▶ _The input_
■ ■ ■ ■

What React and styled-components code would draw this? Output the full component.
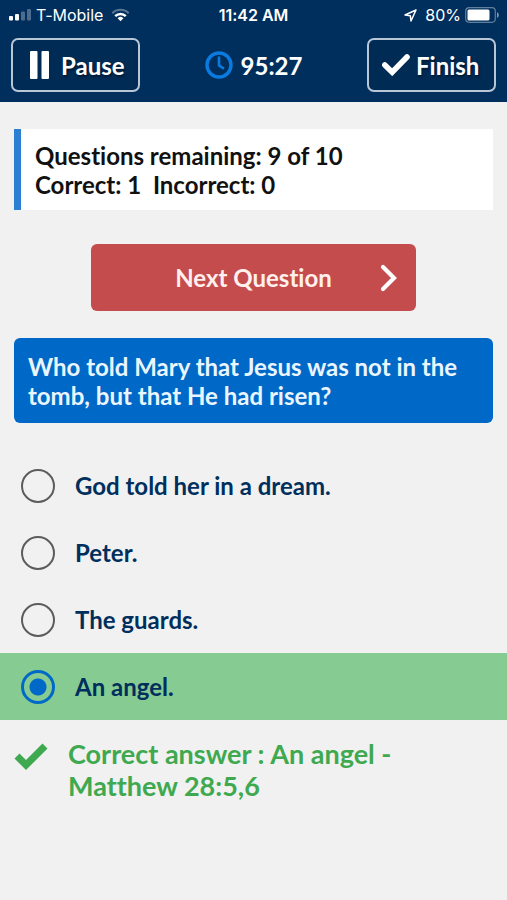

■ ■ ■ ■

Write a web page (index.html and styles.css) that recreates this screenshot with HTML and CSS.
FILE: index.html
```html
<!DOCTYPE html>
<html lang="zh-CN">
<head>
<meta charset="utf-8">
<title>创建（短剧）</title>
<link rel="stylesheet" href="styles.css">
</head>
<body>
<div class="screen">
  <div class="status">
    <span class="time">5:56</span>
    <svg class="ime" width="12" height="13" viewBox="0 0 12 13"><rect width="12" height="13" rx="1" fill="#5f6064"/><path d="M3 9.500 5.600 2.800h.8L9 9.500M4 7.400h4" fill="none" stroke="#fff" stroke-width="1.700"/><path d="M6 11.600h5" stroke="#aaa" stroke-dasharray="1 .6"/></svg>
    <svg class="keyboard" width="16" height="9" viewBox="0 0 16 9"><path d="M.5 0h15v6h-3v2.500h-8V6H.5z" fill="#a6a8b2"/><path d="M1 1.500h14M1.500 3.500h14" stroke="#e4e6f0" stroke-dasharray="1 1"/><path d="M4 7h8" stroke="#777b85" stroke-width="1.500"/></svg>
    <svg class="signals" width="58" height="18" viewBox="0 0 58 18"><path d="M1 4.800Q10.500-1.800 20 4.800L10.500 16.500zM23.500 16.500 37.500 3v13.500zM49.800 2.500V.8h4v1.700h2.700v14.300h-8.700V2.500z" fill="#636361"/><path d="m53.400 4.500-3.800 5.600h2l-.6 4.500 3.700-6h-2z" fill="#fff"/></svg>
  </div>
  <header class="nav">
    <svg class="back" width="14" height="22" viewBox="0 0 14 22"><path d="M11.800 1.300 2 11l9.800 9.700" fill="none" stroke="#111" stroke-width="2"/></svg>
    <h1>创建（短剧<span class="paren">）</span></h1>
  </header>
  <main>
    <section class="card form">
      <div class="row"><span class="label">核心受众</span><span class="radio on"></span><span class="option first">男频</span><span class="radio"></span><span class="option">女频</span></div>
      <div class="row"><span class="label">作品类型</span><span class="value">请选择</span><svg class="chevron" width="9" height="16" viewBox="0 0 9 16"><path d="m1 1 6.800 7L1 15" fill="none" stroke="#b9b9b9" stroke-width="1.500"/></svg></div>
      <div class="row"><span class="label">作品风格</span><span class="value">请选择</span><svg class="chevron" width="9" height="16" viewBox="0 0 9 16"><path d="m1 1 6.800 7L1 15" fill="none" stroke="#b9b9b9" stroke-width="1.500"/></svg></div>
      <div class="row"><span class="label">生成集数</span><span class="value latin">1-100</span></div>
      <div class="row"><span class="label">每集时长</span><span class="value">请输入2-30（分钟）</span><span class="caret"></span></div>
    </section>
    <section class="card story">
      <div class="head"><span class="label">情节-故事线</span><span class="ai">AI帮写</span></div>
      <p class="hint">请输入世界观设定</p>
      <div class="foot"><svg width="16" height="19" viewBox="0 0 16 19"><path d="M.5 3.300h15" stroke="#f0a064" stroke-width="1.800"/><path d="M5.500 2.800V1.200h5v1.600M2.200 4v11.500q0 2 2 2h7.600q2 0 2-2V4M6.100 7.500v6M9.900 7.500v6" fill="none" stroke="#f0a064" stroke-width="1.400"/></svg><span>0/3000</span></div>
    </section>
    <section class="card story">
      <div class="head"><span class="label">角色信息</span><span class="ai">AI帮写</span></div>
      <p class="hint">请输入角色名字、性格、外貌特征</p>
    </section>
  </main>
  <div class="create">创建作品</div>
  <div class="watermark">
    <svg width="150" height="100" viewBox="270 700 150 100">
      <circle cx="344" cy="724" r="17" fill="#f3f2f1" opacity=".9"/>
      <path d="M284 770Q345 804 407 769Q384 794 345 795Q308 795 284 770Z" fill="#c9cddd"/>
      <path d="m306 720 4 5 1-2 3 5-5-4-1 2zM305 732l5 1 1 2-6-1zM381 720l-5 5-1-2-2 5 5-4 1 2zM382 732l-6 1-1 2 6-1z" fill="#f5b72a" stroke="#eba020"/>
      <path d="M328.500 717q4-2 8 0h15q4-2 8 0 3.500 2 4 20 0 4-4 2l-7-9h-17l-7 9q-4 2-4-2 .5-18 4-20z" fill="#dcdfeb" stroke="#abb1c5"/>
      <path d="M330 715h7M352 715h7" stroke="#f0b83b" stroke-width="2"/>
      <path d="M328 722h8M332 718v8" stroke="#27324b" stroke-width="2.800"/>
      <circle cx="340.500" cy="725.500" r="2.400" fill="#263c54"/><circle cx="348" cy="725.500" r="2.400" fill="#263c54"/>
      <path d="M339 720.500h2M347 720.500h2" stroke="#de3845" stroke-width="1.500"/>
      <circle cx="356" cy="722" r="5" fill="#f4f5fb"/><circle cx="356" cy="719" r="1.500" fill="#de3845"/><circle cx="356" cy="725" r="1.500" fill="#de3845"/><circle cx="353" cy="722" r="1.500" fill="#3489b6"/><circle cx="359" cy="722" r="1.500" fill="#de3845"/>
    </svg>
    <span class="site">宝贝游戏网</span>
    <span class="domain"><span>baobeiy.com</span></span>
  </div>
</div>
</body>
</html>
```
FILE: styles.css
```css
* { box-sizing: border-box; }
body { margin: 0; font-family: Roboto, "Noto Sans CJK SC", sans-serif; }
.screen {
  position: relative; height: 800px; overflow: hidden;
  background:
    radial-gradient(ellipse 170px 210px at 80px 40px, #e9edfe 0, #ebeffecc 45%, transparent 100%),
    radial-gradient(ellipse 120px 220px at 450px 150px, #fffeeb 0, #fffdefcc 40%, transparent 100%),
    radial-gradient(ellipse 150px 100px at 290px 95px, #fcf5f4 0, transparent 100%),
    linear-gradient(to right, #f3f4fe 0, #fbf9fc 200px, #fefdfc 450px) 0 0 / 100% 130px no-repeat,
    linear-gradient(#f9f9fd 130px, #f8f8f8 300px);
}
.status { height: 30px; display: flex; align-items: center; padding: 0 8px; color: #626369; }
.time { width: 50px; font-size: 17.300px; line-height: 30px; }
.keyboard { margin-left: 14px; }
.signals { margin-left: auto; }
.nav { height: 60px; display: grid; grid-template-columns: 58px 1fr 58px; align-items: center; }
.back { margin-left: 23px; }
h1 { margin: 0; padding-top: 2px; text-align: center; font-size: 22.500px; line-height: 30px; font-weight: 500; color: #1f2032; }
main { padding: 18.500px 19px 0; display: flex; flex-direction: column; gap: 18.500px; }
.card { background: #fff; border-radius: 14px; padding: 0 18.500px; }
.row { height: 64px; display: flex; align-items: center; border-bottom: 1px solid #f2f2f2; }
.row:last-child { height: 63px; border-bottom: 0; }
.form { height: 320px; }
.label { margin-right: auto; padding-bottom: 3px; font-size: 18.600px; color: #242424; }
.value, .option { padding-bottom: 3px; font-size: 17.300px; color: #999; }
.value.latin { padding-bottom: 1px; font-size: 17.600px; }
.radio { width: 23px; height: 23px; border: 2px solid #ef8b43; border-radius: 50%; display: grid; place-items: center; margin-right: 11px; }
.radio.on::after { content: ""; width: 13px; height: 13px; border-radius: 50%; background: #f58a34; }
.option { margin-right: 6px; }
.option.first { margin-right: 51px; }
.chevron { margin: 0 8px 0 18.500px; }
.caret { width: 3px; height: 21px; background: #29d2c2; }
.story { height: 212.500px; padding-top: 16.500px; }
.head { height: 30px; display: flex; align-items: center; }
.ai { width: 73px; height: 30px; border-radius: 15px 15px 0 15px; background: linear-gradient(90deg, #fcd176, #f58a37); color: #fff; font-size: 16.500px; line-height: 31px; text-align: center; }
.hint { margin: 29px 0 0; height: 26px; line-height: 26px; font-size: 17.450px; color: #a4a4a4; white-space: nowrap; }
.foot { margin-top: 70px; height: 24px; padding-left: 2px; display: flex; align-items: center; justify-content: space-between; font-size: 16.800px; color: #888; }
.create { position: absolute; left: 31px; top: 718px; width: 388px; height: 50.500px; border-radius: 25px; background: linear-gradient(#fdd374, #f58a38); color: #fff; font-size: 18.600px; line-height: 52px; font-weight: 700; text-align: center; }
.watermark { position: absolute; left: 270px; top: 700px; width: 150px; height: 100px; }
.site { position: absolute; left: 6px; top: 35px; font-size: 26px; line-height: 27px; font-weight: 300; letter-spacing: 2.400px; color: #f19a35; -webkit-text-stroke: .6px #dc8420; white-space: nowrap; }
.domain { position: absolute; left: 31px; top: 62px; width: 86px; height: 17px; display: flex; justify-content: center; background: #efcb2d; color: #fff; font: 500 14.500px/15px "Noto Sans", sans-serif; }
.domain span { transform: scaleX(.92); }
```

■ ■ ■ ■

▶ _Problem statement_
Copy every line in the records above that contains the word "index".

▶ _Response to the exercise_
Write a web page (index.html and styles.css) that recreates this screenshot with HTML and CSS.
FILE: index.html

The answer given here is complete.